Big Data has come a long way. The fact that we’re now in the trough of disillusionment shows we’re one big step closer to the slope of enlightenment and the plateau of productivity.

Posted

May 22, 2015

Best practice

Timo Elliott

Tags:

#bigdata, Analytics, Big Data, Challenges, Predictive

Comments

2 responses to “Top Big Data Challenges Revisited”

2015 Presentations Review | Business Analytics

December 30, 2015

[…] London, UK: The Key Challenges to Big Data Project Success […]
Neil Raden

July 8, 2015

I resent that insinuation about “actuary” not being sexy! LOL But seriously, I do have a problem with the idea that more “automated predictive analytic tools” are ready for prime time. I dealt with this in a paper http://www.slideshare.net/NeilRaden/pervasive-analytics-needs-organizational-change-better-software-and-training . It’s unquestionably a good idea, but it takes more than dragging a Naive Bayes icon onto a desktop, it takes a restructured organization to make it work and it takes a long-term commitment to training and mentoring, not an on-line class.

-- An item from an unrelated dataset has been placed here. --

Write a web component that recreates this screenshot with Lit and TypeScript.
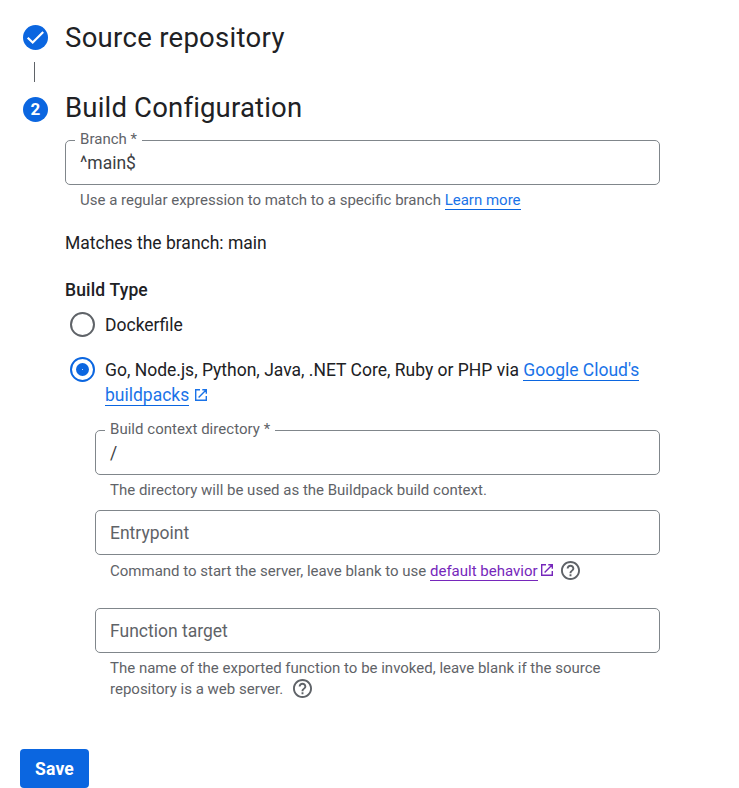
import { LitElement, html, css, svg, nothing } from "lit";
import { customElement, property } from "lit/decorators.js";

const externalIcon = html`<svg class="ext" viewBox="0 0 14 14" aria-hidden="true">
  ${svg`<path d="M6 1.7H1.7V12.3H12.3V8M8.3 1.7H12.3V5.7M12.3 1.7L4.6 9.4" fill="none" stroke="currentColor" stroke-width="1.4"/>`}
</svg>`;

const helpIcon = html`<svg class="help" viewBox="2 2 20 20" aria-hidden="true">
  ${svg`<path fill="currentColor" d="M11 18h2v-2h-2v2zm1-16C6.48 2 2 6.48 2 12s4.48 10 10 10 10-4.48 10-10S17.52 2 12 2zm0 18c-4.41 0-8-3.59-8-8s3.59-8 8-8 8 3.59 8 8-3.59 8-8 8zm0-14c-2.21 0-4 1.79-4 4h2c0-1.1.9-2 2-2s2 .9 2 2c0 2-3 1.75-3 5h2c0-2.25 3-2.5 3-5 0-2.21-1.79-4-4-4z"/>`}
</svg>`;

@customElement("outlined-field")
export class OutlinedField extends LitElement {
  @property() label = "";
  @property() value = "";

  static styles = css`
    :host { display: block; }
    .box {
      position: relative;
      box-sizing: border-box;
      height: 45px;
      padding-left: 14px;
      border: 1px solid #80868b;
      border-radius: 5px;
      font-size: 17.5px;
      line-height: 45px;
      color: #3c4043;
    }
    .empty { color: #5f6368; }
    .label {
      position: absolute;
      left: 9px;
      top: -12px;
      padding: 0 5px;
      background: #fff;
      font-size: 15px;
      line-height: 20px;
      letter-spacing: 0.03px;
      color: #5f6368;
      white-space: pre;
    }
  `;

  render() {
    return html`<div class="box ${this.value ? "" : "empty"}">
      ${this.value ? html`<span class="label">${this.label}</span>` : nothing}${this.value || this.label}
    </div>`;
  }
}

@customElement("app-root")
export class AppRoot extends LitElement {
  static styles = css`
    :host {
      display: block;
      box-sizing: border-box;
      height: 788px;
      overflow: hidden;
      background: #fff;
      color: #202124;
      font-family: Roboto, "Liberation Sans", sans-serif;
      font-size: 17.5px;
      line-height: 25px;
    }
    .step { display: flex; align-items: center; gap: 17px; padding-left: 23px; }
    .first { padding-top: 20px; }
    .second { margin-top: 10px; }
    .dot { width: 25px; height: 25px; flex: none; display: block; }
    .num {
      border-radius: 50%;
      background: #0b66e0;
      color: #fff;
      font-weight: 700;
      font-size: 17px;
      line-height: 25px;
      text-align: center;
    }
    h2 { margin: 0; font-size: 27.5px; line-height: 35px; font-weight: 400; }
    .t1 { letter-spacing: 0.3px; }
    .t2 { letter-spacing: 0.18px; margin: -2px 0 2px; }
    .rail { width: 1px; height: 20px; margin: 7px 0 0 34px; background: #5f6368; }
    .body { margin: 13px 79px 0 65px; }
    .hint {
      margin: 5px 0 0 15px;
      font-size: 15px;
      line-height: 21px;
      color: #5f6368;
      white-space: nowrap;
    }
    .match { margin-top: 20px; }
    .type { margin-top: 22px; font-weight: 500; letter-spacing: 0.16px; }
    .option { display: flex; gap: 10px; padding-left: 5px; }
    .text { padding-top: 1px; margin-bottom: -1px; }
    .docker { margin-top: 9px; }
    .packs { margin-top: 20px; }
    .radio {
      box-sizing: border-box;
      width: 25px;
      height: 25px;
      flex: none;
      border: 2px solid #5f6368;
      border-radius: 50%;
      display: grid;
      place-items: center;
    }
    .on { border-color: #0b66e0; }
    .on::after {
      content: "";
      width: 13px;
      height: 13px;
      border-radius: 50%;
      background: radial-gradient(circle, #c2d9f8 0.5px, #0b66e0 0.6px);
    }
    a { color: #1a73e8; text-decoration: none; box-shadow: 0 1px 0 #0b66e0; }
    .visited { color: #7627bb; box-shadow: 0 1px 0 #7627bb; }
    .ext { width: 14px; height: 14px; color: #1a73e8; margin-left: 5px; vertical-align: -1px; }
    .visited + .ext { color: #7627bb; margin-left: 2px; }
    .help { width: 19px; height: 19px; margin: -4px 0 -4px 4px; vertical-align: 0; }
    .wide { margin-left: 2px; }
    .nested { margin: 23px 0 0 30px; }
    .entry { margin-top: 9px; }
    .target { margin-top: 26px; }
    .command { margin-top: 6px; }
    button {
      display: block;
      width: 69px;
      height: 39px;
      margin: 49px 0 0 20px;
      padding: 0;
      border: 0;
      border-radius: 4px;
      background: #0b66e0;
      color: #fff;
      font: 700 17.5px/40px Roboto, "Liberation Sans", sans-serif;
      letter-spacing: 0.2px;
    }
  `;

  render() {
    return html`
      <div class="step first">
        <svg class="dot" viewBox="0 0 25 25">
          <circle cx="12.5" cy="12.5" r="12.5" fill="#0b66e0" />
          <path d="M4.7 12.8L9.7 17.5L20.2 7" fill="none" stroke="#fff" stroke-width="2.2" />
        </svg>
        <h2 class="t1">Source repository</h2>
      </div>
      <div class="rail"></div>
      <div class="step second">
        <div class="dot num">2</div>
        <h2 class="t2">Build Configuration</h2>
      </div>
      <div class="body">
        <outlined-field label="Branch *" value="^main$"></outlined-field>
        <div class="hint">Use a regular expression to match to a specific branch <a>Learn more</a></div>
        <div class="match">Matches the branch: main</div>
        <div class="type">Build Type</div>
        <div class="option docker"><span class="radio"></span><span class="text">Dockerfile</span></div>
        <div class="option packs">
          <span class="radio on"></span>
          <span class="text">Go, Node.js, Python, Java, .NET Core, Ruby or PHP via <a>Google Cloud's<br />buildpacks</a>${externalIcon}</span>
        </div>
        <div class="nested">
          <outlined-field label="Build context directory *" value="/"></outlined-field>
          <div class="hint">The directory will be used as the Buildpack build context.</div>
          <outlined-field class="entry" label="Entrypoint"></outlined-field>
          <div class="hint command">Command to start the server, leave blank to use <a class="visited">default behavior</a>${externalIcon} ${helpIcon}</div>
          <outlined-field class="target" label="Function target"></outlined-field>
          <div class="hint">The name of the exported function to be invoked, leave blank if the source<br />repository is a web server. <span class="wide">${helpIcon}</span></div>
        </div>
      </div>
      <button>Save</button>
    `;
  }
}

In our engagements, we find that enterprise big data initiatives are still thinking about Hadoop in its earliest stages – a big, cheap data dump to be used by a handful of people writing code for batch queries. To work in the enterprise, they need to think about how Hadoop can address metadata (it basically has none), dynamic load balancing, real-time, security, reliability. Part of the calculus that made Hadoop “cheap” was the complete lack of these features. So, the cheap thing is marginalized now and Hadoop for the enterprise has to stand on it own two feet. It’s getting there.

But overall, I agree with your position that big data should be pointed toward new opportunities, not just re-platforming old apps.